New Zealand shares hit a record as weaker CPI numbers bolstered shares, with dividend stocks like Mercury New Zealand and Trustpower benefiting.
The S&P/NZX50 Index gained 7.76 points, or 1 per cent, to 7,707.33. Within the index, 28 stocks rose, 15 fell and seven were unchanged. Turnover was $128.5 million.
This morning, Statistics New Zealand surprised the market when it reported that consumer prices were unchanged in the second quarter while annual inflation was 1.7 per cent. Expectations the central bank might soon join others that have lifted or are expected to lift rates soon have been stemmed by the softer numbers.

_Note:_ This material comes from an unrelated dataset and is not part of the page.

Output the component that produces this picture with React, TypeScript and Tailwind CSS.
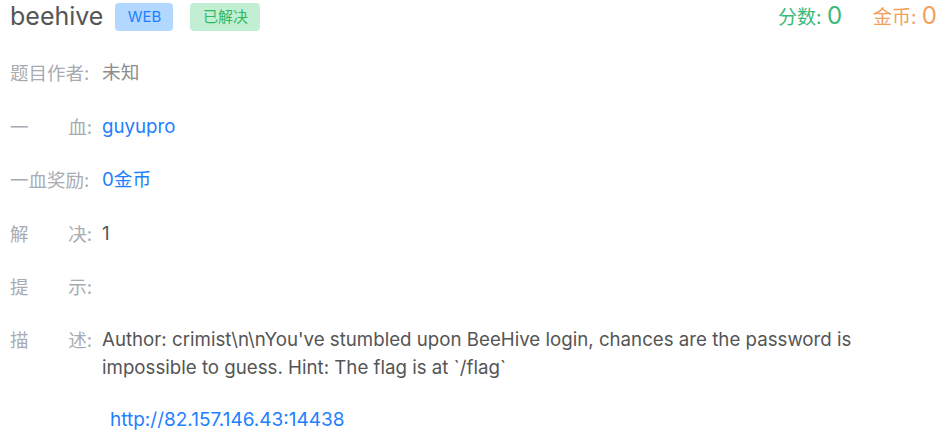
import React from 'react';

const font = { fontFamily: 'Inter, "Noto Sans CJK SC", sans-serif' };

interface RowProps {
  label: string[];
  children?: React.ReactNode;
}

const Row: React.FC<RowProps> = ({ label, children }) => (
  <div className="flex items-start mt-[25.4px] text-[18.7px] leading-[28px]">
    <div className="w-[82px] shrink-0 text-[#a8abb2] text-[18.5px] flex justify-between">
      {label.map((l, i) => <span key={i}>{l}</span>)}
    </div>
    <div className="ml-[10px] flex-1 text-[#555]">{children}</div>
  </div>
);

export default function App() {
  return (
    <div className="w-[943px] h-[433px] bg-white overflow-hidden pl-[10px] pr-[6px]" style={font}>
      <div className="flex items-center justify-between h-[34px]">
        <div className="flex items-center">
          <span className="text-[25px] text-[#555] leading-[30px] -mt-[2px]">beehive</span>
          <span className="ml-[12px] h-[28px] w-[58px] rounded-[4px] bg-[#b3d8ff] text-[#1e80ff] text-[15px] flex items-center justify-center">WEB</span>
          <span className="ml-[17px] h-[28px] w-[70px] rounded-[4px] bg-[#c2efd3] text-[#2fb863] text-[15px] flex items-center justify-center">已解决</span>
        </div>
        <div className="flex items-center text-[19px] -mt-[2px]">
          <span className="text-[#3cb878]">分数: <span className="text-[24px]">0</span></span>
          <span className="ml-[31px] text-[#f2a05b]">金币: <span className="text-[24px]">0</span></span>
        </div>
      </div>
      <Row label={['题目作者:']}><span className="text-[#8d8d8d]">未知</span></Row>
      <Row label={['一', '血:']}><span className="text-[#1e80ff]">guyupro</span></Row>
      <Row label={['一血奖励:']}><span className="text-[#1e80ff]">0金币</span></Row>
      <Row label={['解', '决:']}>1</Row>
      <Row label={['提', '示:']}></Row>
      <Row label={['描', '述:']}>
        Author: crimist\n\nYou've stumbled upon BeeHive login, chances are the password is impossible to guess. Hint: The flag is at `/flag`
        <div className="mt-[24px] ml-[8px] text-[19px]">
          <a className="text-[#1e80ff]">http://82.157.146.43:14438</a>
        </div>
      </Row>
    </div>
  );
}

"We're up slightly, against the trend, to another record high, and the first close above 7,700," said Mark Lister, head of private wealth research at Craigs Investment Partners. "Without a doubt the key theme is the weaker-than-expected CPI numbers, that points to no need for the Reserve Bank to do anything over the foreseeable future. People are pricing in less inflationary pressures and that has propped the market up. Obviously, as a high dividend market, lower interest rates are good for shares."
Dividend stocks were performing well, getting support from investor confidence around interest rates, Lister said, with Mercury New Zealand up 2.1 per cent to $3.48 and Trustpower gaining 1.4 per cent to $5.66.